Si è svolto mercoledì 25 maggio presso la sede delle Acli Milanesi in via della Signora 3, un incontro pubblico dal titolo: “Libertà religiosa: no grazie? Il contributo delle confessioni religiose alla promozione dei diritti fondamentali della persona”, organizzato congiuntamente dalle Acli Milanesi e dal Centro Ecumenico Europeo per la Pace.
Il titolo, come ha sottolineato nella sua relazione introduttiva il prof. Alberto Fossati, era volutamente polemico: spesso i ragionamenti sulla libertà religiosa cadono nella sterile chiusura, quasi che gli “altri” avessero diritti più limitati rispetto a “noi” – salvo poi l’imbarazzo nel distinguere con chiarezza questi rispetto a quelli. Viceversa, la libertà religiosa tocca uno dei nodi fondamentali della persona umana, cioè la sua apertura all’assoluto; occorre estrema sensibilità nei confronti dei singoli così come dei gruppi e delle organizzazioni religiose. La libertà religiosa rappresenta infatti un diritto inalienabile della persona umana, e come tale va riconosciuto sia in linea di principio, sia nelle sue specificazioni concrete.
Il dibattito si è quindi articolato attraverso il confronto di tre voci di diversa estrazione: un pastore valdese (Giuseppe Platone), un imam (architetto Mahmmoud Asfa) e un prete cattolico (don Alberto Vitali). Ciò che li accomunava era il richiamo simbolico alle “minoranze religiose” (sempre che tali si possano chiamare): i cristiani di confessione protestante, i musulmani, gli immigrati.
Platone ha fortemente richiamato il principio della laicità, in un’ottica sia ecclesiale (la Chiesa Valdese ha una struttura sinodale; organo decisionale è il Sinodo; i pastori non si configurano come istanza gerarchica, a differenza di quanto avviene nella Chiesa cattolica) sia istituzionale-politica. Le Chiese non devono chiedere favori allo Stato; e d’altra parte è indispensabile che tutte le confessioni siano poste sul medesimo piano, senza corsie preferenziali per alcuni o discriminazioni per altri.
Dal canto suo, Asfa ha posto in risalto alcuni pilastri del pensiero musulmano, a partire dall’affermazione coranica “nella religione non c’è costrizione”. Alcuni tabù vanno sfatati, ad esempio circa l’imposizione del credo o il ruolo delle donne nell’islam; quella dell’islam è al contrario una religione del dialogo, con un forte profilo identitario ma insieme capace di tendere la mano a quanti professano una fede differente.

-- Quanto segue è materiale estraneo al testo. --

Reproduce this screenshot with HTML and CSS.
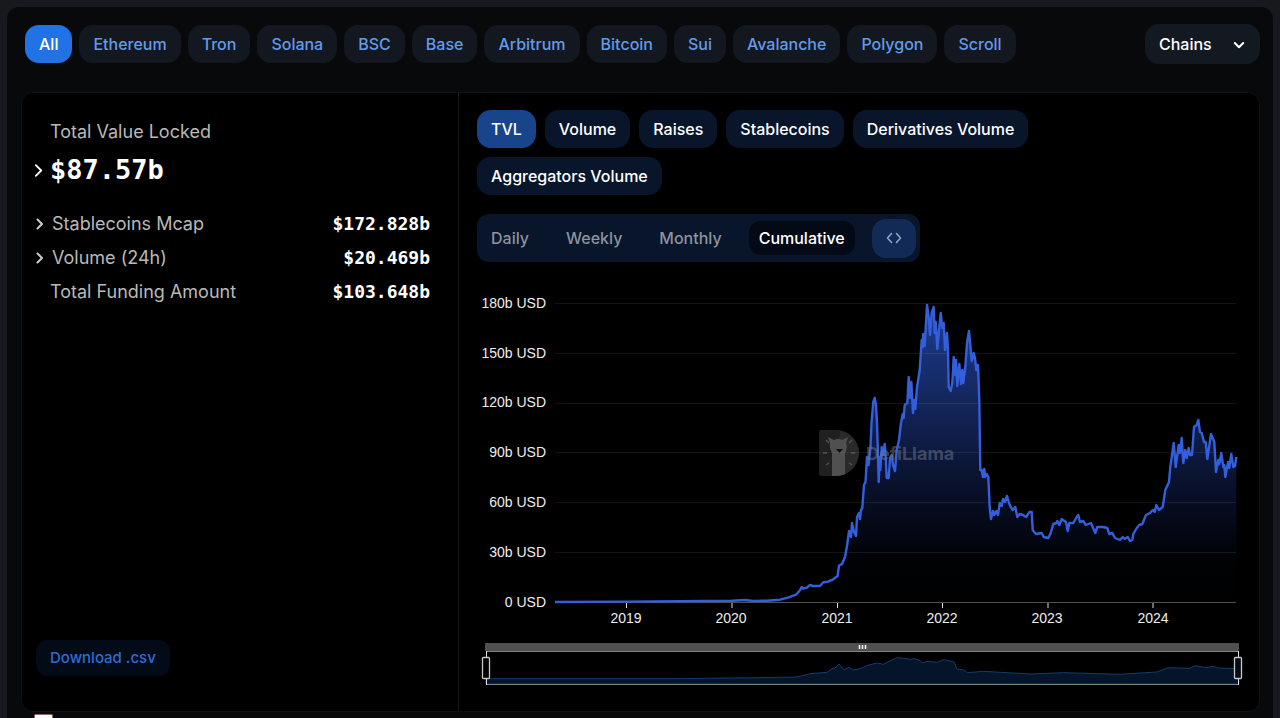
FILE: index.html
```html
<!DOCTYPE html>
<html lang="en">
<head>
<meta charset="utf-8">
<meta name="viewport" content="width=device-width, initial-scale=1">
<title>DefiLlama</title>
<link rel="stylesheet" href="styles.css">
</head>
<body>
<main class="panel">
  <header class="top">
    <nav class="chains" aria-label="Chains">
      <a class="chain active" href="#all">All</a>
      <a class="chain" href="#ethereum">Ethereum</a>
      <a class="chain" href="#tron">Tron</a>
      <a class="chain" href="#solana">Solana</a>
      <a class="chain" href="#bsc">BSC</a>
      <a class="chain" href="#base">Base</a>
      <a class="chain" href="#arbitrum">Arbitrum</a>
      <a class="chain" href="#bitcoin">Bitcoin</a>
      <a class="chain" href="#sui">Sui</a>
      <a class="chain" href="#avalanche">Avalanche</a>
      <a class="chain" href="#polygon">Polygon</a>
      <a class="chain" href="#scroll">Scroll</a>
    </nav>
    <div class="picker">
      <select class="picker-select" aria-label="Chains"><option>Chains</option></select>
      <svg class="picker-arrow" viewBox="0 0 12 12" aria-hidden="true"><path d="M1.800 4 6 8.200 10.200 4"/></svg>
    </div>
  </header>

  <section class="card">
    <div class="stats">
      <p class="label">Total Value Locked</p>
      <div class="total">
        <svg class="chev big" viewBox="0 0 10 16" aria-hidden="true"><path d="M2 2l6 6-6 6"/></svg>
        <strong class="total-value">$87.57b</strong>
      </div>
      <table class="rows">
        <tr><th scope="row"><span class="cell"><svg class="chev" viewBox="0 0 8 12" aria-hidden="true"><path d="M1.500 1.500 6 6l-4.500 4.500"/></svg>Stablecoins Mcap</span></th><td>$172.828b</td></tr>
        <tr><th scope="row"><span class="cell"><svg class="chev" viewBox="0 0 8 12" aria-hidden="true"><path d="M1.500 1.500 6 6l-4.500 4.500"/></svg>Volume (24h)</span></th><td>$20.469b</td></tr>
        <tr><th scope="row"><span class="cell plain">Total Funding Amount</span></th><td>$103.648b</td></tr>
      </table>
      <button class="download" type="button">Download .csv</button>
    </div>

    <div class="main">
      <div class="metrics">
        <button class="metric on" type="button">TVL</button>
        <button class="metric" type="button">Volume</button>
        <button class="metric" type="button">Raises</button>
        <button class="metric" type="button">Stablecoins</button>
        <button class="metric" type="button">Derivatives Volume</button>
        <button class="metric" type="button">Aggregators Volume</button>
      </div>
      <div class="periods">
        <button class="period" type="button">Daily</button>
        <button class="period" type="button">Weekly</button>
        <button class="period" type="button">Monthly</button>
        <button class="period on" type="button">Cumulative</button>
        <button class="embed" type="button" aria-label="Embed"><svg viewBox="0 0 16 12" aria-hidden="true"><path d="M5.500 1.500 1.500 6l4 4.500M10.500 1.500 14.500 6l-4 4.500"/></svg></button>
      </div>

      <svg class="chart" viewBox="477 280 764 412" role="img" aria-label="Total value locked">
        <defs>
          <linearGradient id="fill" gradientUnits="userSpaceOnUse" x1="0" y1="304" x2="0" y2="602">
            <stop offset="0" stop-color="#1f3c90"/>
            <stop offset="0.300" stop-color="#142861"/>
            <stop offset="0.600" stop-color="#09112c"/>
            <stop offset="0.860" stop-color="#010205"/>
            <stop offset="1" stop-color="#000000"/>
          </linearGradient>
          <clipPath id="logo-shape"><path d="M822 430h14a23 23 0 0 1 0 46h-14a3 3 0 0 1-3-3v-40a3 3 0 0 1 3-3z"/></clipPath>
          <path id="series" d="M555 602 626.500 601.600 732 600.700 745 600 753 601 767 600.700 780 599.700 788 597.700 796 594.700 800 590.300 801.700 587 803.300 588.700 806.700 587.700 810 585 813 586 820 586 823.300 582.300 828 581.700 833.300 579.300 837.600 576 839 565.500 842 564 845 557 847 546 849 531 851 537 852 523 854 532 856 536 857 517 859 513 860 519 861 510 862.300 508 864 485 865.500 482 867 457 868.500 465 870.500 447 871.500 423 873.300 402 874.700 398 876 405 877 423 878 457 878.700 482 879.700 457 880.300 470 881.700 447 883.500 455 884.700 444 885.700 457 886.700 478 888.700 478 890 458 891.700 455 893 465 895 471 896.700 450 899 440 901 423 902.700 414 903.700 418 904.700 405 907.300 403 908.700 377 909.700 398 911.300 382 913 413 914.300 400 915.300 409 917 387 919.700 370 921.700 340 922.700 347 923.300 334 924.700 346 926 323 927 305 928.700 317 930 335 931.700 313 933.700 307 934.700 333 935.700 322 937.300 349 939 330 940.700 313 942.300 328 943.700 323 945 350 947 333 948 350 948.700 387 950.700 391 952.300 383 953.700 357 955 375 956 360 957.300 386 959.300 364 961 384 962.300 370 963.300 383 965.300 367 967 343 969 331 970.300 345 971.700 361 973.700 353 975 358 976.300 370 978 365 979.300 400 980.300 470 981.700 470 983 477 984.300 469 985.300 477 986.700 474 988.300 477 989.700 507 991 519 993 511 994.300 515 996.300 511 998 515 999.700 503 1001.700 506 1003 499 1005 502 1007 496 1009 503 1010.700 507 1012.700 510 1015.300 507 1017.300 517 1019.700 514 1023 515 1026.300 517 1029.300 512 1031.700 512 1032.700 530 1036 534 1041.700 533 1043.700 537 1048.300 538 1050.700 533 1053.300 524 1056.300 523 1057.300 521 1059.300 525 1061.700 519 1066 522 1067.700 531 1069.300 523 1073.300 523 1076.700 517 1078.300 515 1080 522 1083.300 521 1085.700 525 1091 523 1095.300 533 1097.300 527 1103.300 527 1107.300 528 1109.300 534 1112.300 533 1115 538 1120 540 1122.700 537 1124.700 539 1127.700 537 1130 541 1132.300 540 1133.300 534 1136.700 528 1139.300 525 1142.300 524 1146 515 1150 513 1152.700 510 1154.700 512 1156.300 505 1159 510 1162.700 507 1165.300 490 1169 482 1170.300 467 1173.700 443 1175.700 467 1178.700 445 1180 453 1181.700 438 1183.300 463 1185.300 450 1186.700 458 1188.700 448 1190 455 1192 455 1194 427 1196.700 425 1198.300 420 1200 432 1201.700 433 1204 442 1205.700 442 1207.300 459 1211 434 1214.300 442 1216 472 1218.300 460 1219.300 464 1221.300 453 1223.300 467 1224.300 465 1225.300 477 1228 462 1229.300 468 1231.300 454 1233.300 467 1235 466 1236.300 457"/>
        </defs>
        <path id="area" fill="url(#fill)" d=""/>
        <path class="grid" d="M555 303.500h681M555 353.500h681M555 403.500h681M555 452.500h681M555 502.500h681M555 552.500h681"/>
        <path class="axis" d="M555 602.500h681"/>
        <path class="ticks" d="M626.500 603v5M732 603v5M837.500 603v5M942.500 603v5M1048 603v5M1153 603v5"/>
        <use class="line" href="#series"/>
        <g class="mark">
          <g clip-path="url(#logo-shape)">
            <rect x="818" y="429" width="42" height="48" fill="#555555"/>
            <path d="M818 429h23l-10 48h-13z" fill="#404040"/>
            <path d="M832 477v-24q-3-5-2-10l-2-6 6 3q4-2 8 0l6-3-2 6q2 5-1 10v24z" fill="#a0a0a0"/>
            <path d="M836 449h7l-3.500 4z" fill="#222222"/>
            <path d="M826 440l3 3M823 453h4M826 465l3-2M852 440l-3 3M855 453h-4M852 465l-3-2" stroke="#a0a0a0" stroke-width="1.500"/>
          </g>
          <text class="brand" x="866" y="460">DefiLlama</text>
        </g>
        <g class="ylab">
          <text x="546" y="308">180b USD</text>
          <text x="546" y="358">150b USD</text>
          <text x="546" y="407">120b USD</text>
          <text x="546" y="457">90b USD</text>
          <text x="546" y="507">60b USD</text>
          <text x="546" y="557">30b USD</text>
          <text x="546" y="607">0 USD</text>
        </g>
        <g class="xlab">
          <text x="626" y="623">2019</text>
          <text x="731" y="623">2020</text>
          <text x="837" y="623">2021</text>
          <text x="942" y="623">2022</text>
          <text x="1047" y="623">2023</text>
          <text x="1153" y="623">2024</text>
        </g>
        <g>
          <path d="M486 684V678.700H673L760 677.700 797 677 810 673.700 827 672.300 832 668.700 835 668 839 664 844 669.700 849 667.300 853 670 860 668.700 866.700 665.700 876.700 663 883.300 664.300 896.700 657.700 905 658.300 910 659.500 914 658.700 920 660.300 922 663 927.700 661.300 936.700 662.300 944 659.700 954.300 662 956.700 669 964 670 967.300 672.700 983.300 671.300 1030 674 1063.300 672.700 1120 674.300 1156.700 672 1168.300 667.700 1190 668.300 1195 665.700 1206 667.700 1213 666.300 1218.300 668 1238.500 668.700V684z" fill="#04152a" stroke="#173a70"/>
          <rect x="485" y="643" width="754" height="8" rx="1" fill="#505050"/>
          <path d="M486 651.500h753M486 684.500h753" stroke="#7d8085" fill="none"/>
          <path d="M486.500 651v34M1238.500 651v34" stroke="#dddddd" fill="none"/>
          <rect x="482.500" y="657.500" width="7" height="21" rx="1" fill="#000000" stroke="#c8c8c8" stroke-width="1.300"/>
          <rect x="1234.500" y="657.500" width="7" height="21" rx="1" fill="#050b14" stroke="#c8c8c8" stroke-width="1.300"/>
          <path d="M859.500 645v4M862.500 645v4M865.500 645v4" stroke="#ffffff" stroke-width="1.500"/>
        </g>
      </svg>
    </div>
  </section>
  <div class="peek" aria-hidden="true"><span class="peek-tile"></span></div>
</main>
<script src="chart.js"></script>
</body>
</html>
```
FILE: styles.css
```css
* { box-sizing: border-box; }
body {
  margin: 0;
  padding: 7px 7px 0;
  min-height: 100vh;
  display: flex;
  background: #18191e;
  color: #fff;
  font: 500 16px/22px Inter, "Liberation Sans", sans-serif;
  overflow-x: hidden;
}
button, select { font: inherit; color: inherit; border: 0; cursor: pointer; }
.panel {
  flex: 1;
  min-width: 0;
  display: flex;
  flex-direction: column;
  padding: 17px 13px 0 14px;
  background: #08090b;
  border-radius: 12px 12px 0 0;
}
.top {
  display: flex;
  align-items: center;
  justify-content: space-between;
  margin-bottom: 28px;
  padding-left: 4px;
}
.chains { display: flex; gap: 7px; }
.chain {
  padding: 8px 14px;
  border-radius: 14px;
  background: #131820;
  color: #629bea;
  text-decoration: none;
  white-space: nowrap;
}
.chain.active { background: #2172e5; color: #fff; }
.picker { position: relative; }
.picker-select {
  appearance: none;
  width: 115px;
  height: 40px;
  padding: 0 14px;
  border-radius: 14px;
  background: #131921;
}
.picker-arrow {
  position: absolute;
  right: 15px;
  top: 15px;
  width: 12px;
  height: 12px;
  fill: none;
  stroke: #fff;
  stroke-width: 2;
  stroke-linecap: round;
  stroke-linejoin: round;
  pointer-events: none;
}
.card {
  flex: 1;
  display: grid;
  grid-template-columns: 437px minmax(0, 1fr);
  background: #000;
  border: 1px solid #101113;
  border-radius: 12px;
}
.stats {
  display: flex;
  flex-direction: column;
  padding: 28px 28px 35px 14px;
  border-right: 1px solid #17181a;
}
.label {
  margin: 0 0 0 14px;
  font-size: 18px;
  font-weight: 400;
  color: #b9b9b9;
}
.total { display: flex; align-items: center; gap: 7px; margin: 11px 0 21px -2px; }
.total-value { font: 700 27px/32px "DejaVu Sans Mono", monospace; }
.chev { width: 8px; height: 12px; fill: none; stroke: #ccc; stroke-width: 2; stroke-linecap: round; stroke-linejoin: round; }
.chev.big { width: 9px; height: 15px; stroke: #fff; }
.rows { width: 100%; border-collapse: collapse; }
.rows th { padding: 0; font-size: 18px; font-weight: 400; text-align: left; color: #b9b9b9; }
.rows td { padding: 0; height: 34px; text-align: right; font: 700 18px/22px "DejaVu Sans Mono", monospace; }
.cell { display: flex; align-items: center; gap: 8px; }
.cell.plain { padding-left: 14px; }
.download {
  margin-top: auto;
  align-self: flex-start;
  height: 36px;
  padding: 0 14px;
  border-radius: 12px;
  background: #030b18;
  color: #2b6dd2;
  font-size: 15px;
}
.main { padding: 17px 18px 19px 18px; }
.metrics { display: flex; flex-wrap: wrap; gap: 9px; padding-right: 120px; }
.metric {
  height: 38px;
  padding: 0 14px;
  border-radius: 14px;
  background: #08152a;
}
.metric.on { background: #17448b; }
.periods {
  display: inline-flex;
  align-items: center;
  gap: 17px;
  height: 48px;
  margin-top: 19px;
  padding: 0 4px;
  border-radius: 12px;
  background: #08152a;
  vertical-align: top;
}
.period {
  height: 34px;
  padding: 0 10px;
  border-radius: 12px;
  background: none;
  color: #8d939e;
}
.period.on { background: #030915; color: #fff; }
.embed {
  display: grid;
  place-items: center;
  width: 44px;
  height: 39px;
  border-radius: 14px;
  background: #112a56;
}
.embed svg { width: 16px; height: 12px; fill: none; stroke: #9ba8bf; stroke-width: 1.5; stroke-linecap: round; stroke-linejoin: round; }
.chart { display: block; width: 100%; height: auto; margin-top: 18px; overflow: visible; }
.grid { fill: none; stroke: #fff; stroke-opacity: .08; }
.axis { fill: none; stroke: #505050; }
.ticks { fill: none; stroke: #ddd; }
.line { fill: none; stroke: #345fdc; stroke-width: 2.4; stroke-linejoin: round; }
.mark { opacity: .5; }
.brand { font: 700 18px Inter, sans-serif; fill: #6f7788; }
.ylab, .xlab { font: 400 14px "Liberation Sans", sans-serif; fill: #eee; }
.ylab { text-anchor: end; }
.xlab { text-anchor: middle; }
.peek { height: 6px; padding: 2px 0 0 13px; }
.peek-tile { display: block; width: 19px; height: 4px; border-radius: 2px 2px 0 0; border: 1px solid #8f6a5f; border-bottom: 0; background: #fff; }
```
FILE: chart.js
```js
const series = document.getElementById("series").getAttribute("d");
document.getElementById("area").setAttribute("d", series + "V602H555z");
```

Da ultimo una necessaria sottolineatura del diritto all’espressione della fede religiosa, che deve tradursi nella possibilità di aprire adeguati luoghi di culto anche nella città di Milano.

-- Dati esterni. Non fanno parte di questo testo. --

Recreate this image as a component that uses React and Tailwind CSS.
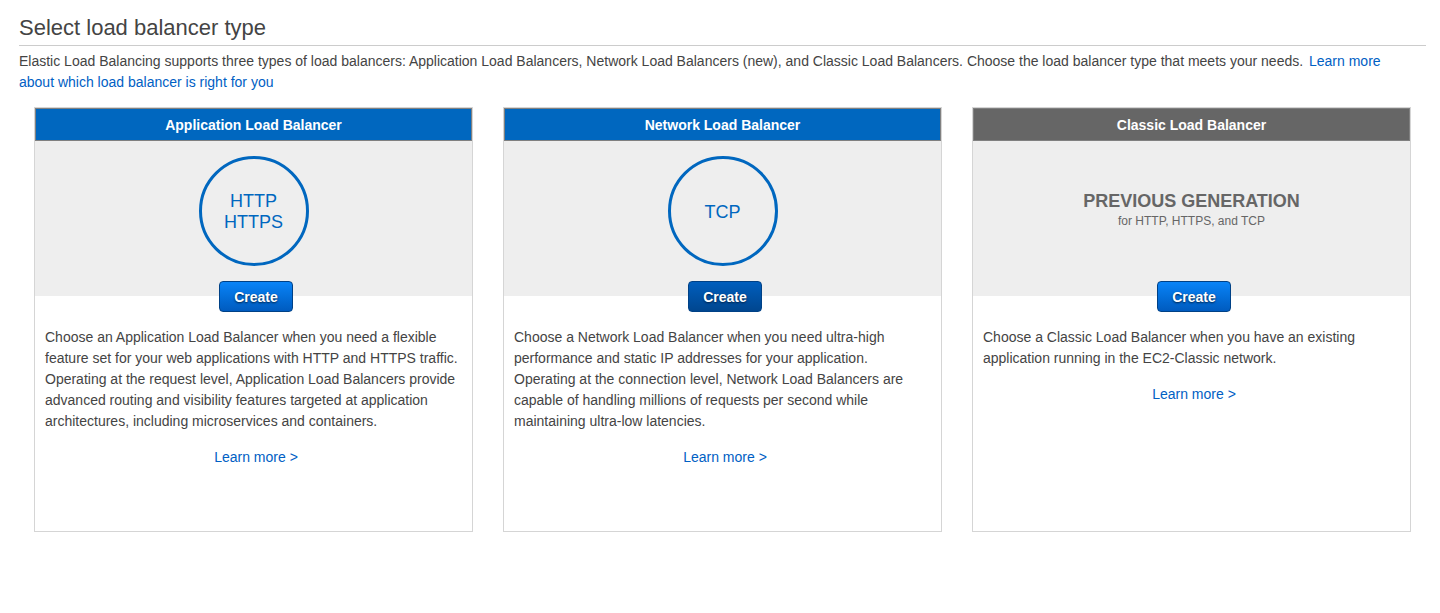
const cards = [
  {
    title: "Application Load Balancer",
    header: "bg-[#0067bf]",
    lines: ["HTTP", "HTTPS"],
    button: "from-[#0a84f8] to-[#005bbf]",
    text: "Choose an Application Load Balancer when you need a flexible feature set for your web applications with HTTP and HTTPS traffic. Operating at the request level, Application Load Balancers provide advanced routing and visibility features targeted at application architectures, including microservices and containers.",
  },
  {
    title: "Network Load Balancer",
    header: "bg-[#0067bf]",
    lines: ["TCP"],
    button: "from-[#005ebd] to-[#00468f]",
    text: "Choose a Network Load Balancer when you need ultra-high performance and static IP addresses for your application. Operating at the connection level, Network Load Balancers are capable of handling millions of requests per second while maintaining ultra-low latencies.",
  },
  {
    title: "Classic Load Balancer",
    header: "bg-[#666]",
    button: "from-[#0a84f8] to-[#005bbf]",
    text: "Choose a Classic Load Balancer when you have an existing application running in the EC2-Classic network.",
  },
];

function Card({ card }) {
  return (
    <section className="flex min-h-[425px] flex-col border border-[#d5d5d5]">
      <h2 className={`border border-[#808080] pt-[6px] pb-[5px] text-center text-sm leading-5 font-bold text-white ${card.header}`}>
        {card.title}
      </h2>
      <div className="flex h-[155px] flex-col items-center bg-[#eee] pt-[15px]">
        {card.lines ? (
          <div className="flex size-[110px] flex-col items-center justify-center rounded-full border-3 border-[#0067bf] pt-[2px] text-lg leading-[21px] text-[#0067bf]">
            {card.lines.map((line) => (
              <span key={line}>{line}</span>
            ))}
          </div>
        ) : (
          <div className="flex h-[110px] flex-col items-center justify-center text-[#666]">
            <strong className="text-lg leading-5">PREVIOUS GENERATION</strong>
            <span className="text-xs leading-5">for HTTP, HTTPS, and TCP</span>
          </div>
        )}
      </div>
      <div className="-mt-[15px] flex justify-center pl-[5px]">
        <button
          type="button"
          className={`h-[31px] w-[74px] rounded-[4px] border border-[#004186] bg-linear-to-b text-sm font-bold text-white text-shadow-[0_1px_2px_#002244] ${card.button}`}
        >
          Create
        </button>
      </div>
      <p className="px-[10px] pt-[15px] text-sm leading-[21px]">{card.text}</p>
      <div className="pt-[15px] pl-[5px] text-center text-sm leading-[21px]">
        <a href="#learn-more" className="text-[#0060c4]">Learn more &gt;</a>
      </div>
    </section>
  );
}

export default function App() {
  return (
    <main className="min-h-screen bg-white pt-[11px] pr-[14px] pl-[19px] font-['Liberation_Sans',Arial,sans-serif] text-[#444]">
      <h1 className="border-b border-[#ccc] text-[22px] leading-[34px]">Select load balancer type</h1>
      <p className="pt-[5px] pr-5 text-sm leading-[21px]">
        Elastic Load Balancing supports three types of load balancers: Application Load Balancers, Network Load Balancers (new), and Classic Load Balancers. Choose the load balancer type that meets your needs.{" "}
        <a href="#compare" className="ml-[2px] text-[#0060c4]">Learn more about which load balancer is right for you</a>
      </p>
      <div className="grid grid-cols-3 gap-[30px] px-[15px] pt-[14px]">
        {cards.map((card) => (
          <Card key={card.title} card={card} />
        ))}
      </div>
    </main>
  );
}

Vitali ha infine ricordato che oggi la vera antinomia non è tra cristiani e musulmani, ma tra occidentali (Europa e Nord America) e “resto del mondo”. Lo stesso cattolicesimo è profondamente diverso se lo guardiamo con lo sguardo dei residenti di antica generazione piuttosto che delle nuove comunità di provenienza sudamericana, filippina, srilanchese, ecc. La percezione della “laicità dello stato” muta profondamente e questo ci impone di ripensare in radice le nostre categorie, in una società poliedrica e frammentata – una società “dello scarto”, ha detto più volte papa Francesco – come è quella attuale.
A conclusione del ricco confronto l’attenzione è tornata sulla figura della laicità in rapporto all’ordinamento pubblico: evitando gli estremi (negativi) del laicismo e dell’integralismo, come deve comportarsi lo Stato a fronte di una dimensione così sensibile come è quella della libertà religiosa? Ieri sera abbiamo ascoltato alcune voci provenienti da diverse confessioni religiose; è intenzione degli organizzatori tornare in un prossimo futuro sull’argomento, proponendo un secondo seminario e interpellando questa volta in maniera più diretta esperti e responsabili dell’ordinamento pubblico. Lo stesso tema, scandagliando l’altra faccia della medaglia: quali i doveri e nel caso i limiti dello Stato in vista della tutela/promozione della libertà religiosa? La materia è di estrema attualità e merita senz’altro un’ulteriore momento di approfondimento.